Huawei hits 697.3 Mbps in FDD field trial with China Unicom

Huawei MIMO (Huawei)
Massive MIMO uses a large array of antennas to provide precise control of beam width and angle in vertical and horizontal directions. (Image: Huawei)

Describing it as the world’s first FDD Massive MIMO field verification, Huawei and China Unicom Group achieved a peak network rate of 697.3 Mbps using an existing two-antenna receiving terminal on the 20 MHz spectrum—or 4.8 times that of traditional FDD LTE.

It’s all part of Huawei’s 4.5G Evolution technology, which is designed to help operators evolve to 5G while protecting the operator’s investment.

The field test, based on 20 MHz spectrum, used an FDD LTE commercial terminal and demonstrated that the average mobile phone rate grows up to 87 Mbps, which can support the smooth watching of a 4K high-definition video, according to Huawei.

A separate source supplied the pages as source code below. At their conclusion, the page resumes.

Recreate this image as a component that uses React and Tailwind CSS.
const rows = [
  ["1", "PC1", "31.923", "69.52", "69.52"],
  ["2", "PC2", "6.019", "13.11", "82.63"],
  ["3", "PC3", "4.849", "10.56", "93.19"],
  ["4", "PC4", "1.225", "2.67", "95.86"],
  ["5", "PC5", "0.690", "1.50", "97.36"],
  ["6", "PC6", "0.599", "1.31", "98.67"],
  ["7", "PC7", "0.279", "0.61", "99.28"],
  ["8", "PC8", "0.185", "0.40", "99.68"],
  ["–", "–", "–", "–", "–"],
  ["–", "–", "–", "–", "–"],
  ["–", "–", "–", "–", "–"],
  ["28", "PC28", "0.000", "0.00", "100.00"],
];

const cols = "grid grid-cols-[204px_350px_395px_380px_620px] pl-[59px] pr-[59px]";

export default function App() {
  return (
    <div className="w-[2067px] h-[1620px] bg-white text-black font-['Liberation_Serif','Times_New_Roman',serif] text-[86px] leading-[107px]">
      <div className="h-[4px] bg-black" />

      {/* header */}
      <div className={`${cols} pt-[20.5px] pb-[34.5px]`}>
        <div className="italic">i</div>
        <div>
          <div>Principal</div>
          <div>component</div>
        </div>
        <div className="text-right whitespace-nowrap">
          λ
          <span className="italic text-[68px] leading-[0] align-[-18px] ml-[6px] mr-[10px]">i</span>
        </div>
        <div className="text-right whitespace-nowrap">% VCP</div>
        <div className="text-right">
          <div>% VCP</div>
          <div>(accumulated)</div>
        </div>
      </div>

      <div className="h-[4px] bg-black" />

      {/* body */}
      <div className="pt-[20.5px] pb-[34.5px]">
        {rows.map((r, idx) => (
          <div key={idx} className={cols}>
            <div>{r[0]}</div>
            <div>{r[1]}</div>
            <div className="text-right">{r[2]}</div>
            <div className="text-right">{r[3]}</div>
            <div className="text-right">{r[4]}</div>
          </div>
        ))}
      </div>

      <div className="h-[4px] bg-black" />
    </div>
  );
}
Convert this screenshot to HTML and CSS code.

RELATED: Huawei touts latest 5G research achievements

Huawei says Massive MIMO solutions have three typical characteristics: AAU hardware form, 3G user-level beamforming and multiuser MIMO.

AAU is an integrated active antenna solution from Huawei that integrates RF and antenna elements to ensure the reliability of Massive MIMO solutions and greatly enhances the feasibility of the project. If RF and antenna were separated, engineering feasibility and system reliability would be extremely challenging.

As for 3D user-level beamforming, Massive MIMO uses a large array of antennas to provide precise control of beam width and angle in both vertical and horizontal directions, enabling 3D user-level beamforming, therefore improving network coverage and reducing overall network interference.

Based on 3D user beamforming, accurate channel estimation and user algorithms, Massive MIMO allows multiple terminals to simultaneously reuse the same spectrum resources, thereby further enhancing network capacity, Huawei explained.

RELATED: Huawei, China Unicom commercially deploy tiny Atom Router

The vendor also noted that 3GPP’s Release 10 defines an 8-port multiantenna technology in TM9 mode. Release 13 defines a 16-port multiantenna technology, and Release 14 defines 32-port multiantenna technology. With commercialization of the terminals supporting those protocols, the spectral efficiency of Massive MIMO will be further enhanced in the future.

“Our goal is to bring considerable commercial value to operators through innovative technology,” Cao Ming, president of Huawei’s FDD product line, said in a press release. “This successful field verification between Huawei and China Unicom once again demonstrated the innovative capability of Huawei’s 4.5G Evolution technology.”

Of course, Huawei isn’t the only Chinese vendor touting Massive MIMO. Earlier this month, ZTE announced that it has successfully competed joint testing of its proprietary Pre5G FDD Massive MIMO solution in partnership with China Telecom Innovation Center.

The results of that test showed ZTE’s Pre5G FDD Massive MIMO solution enhanced cell throughput by more than three times using existing frequency spectrum and 4G LTE devices.

The test demonstrated that ZTE’s solution could be used to deliver ultrafast capabilities of its Pre5G FDD Massive MIMO solution on existing FDD-LTE infrastructure without requiring users to change their mobile devices and terminals. The FDD Massive MIMO solution is expected to be deployed by China Telecom in 2017.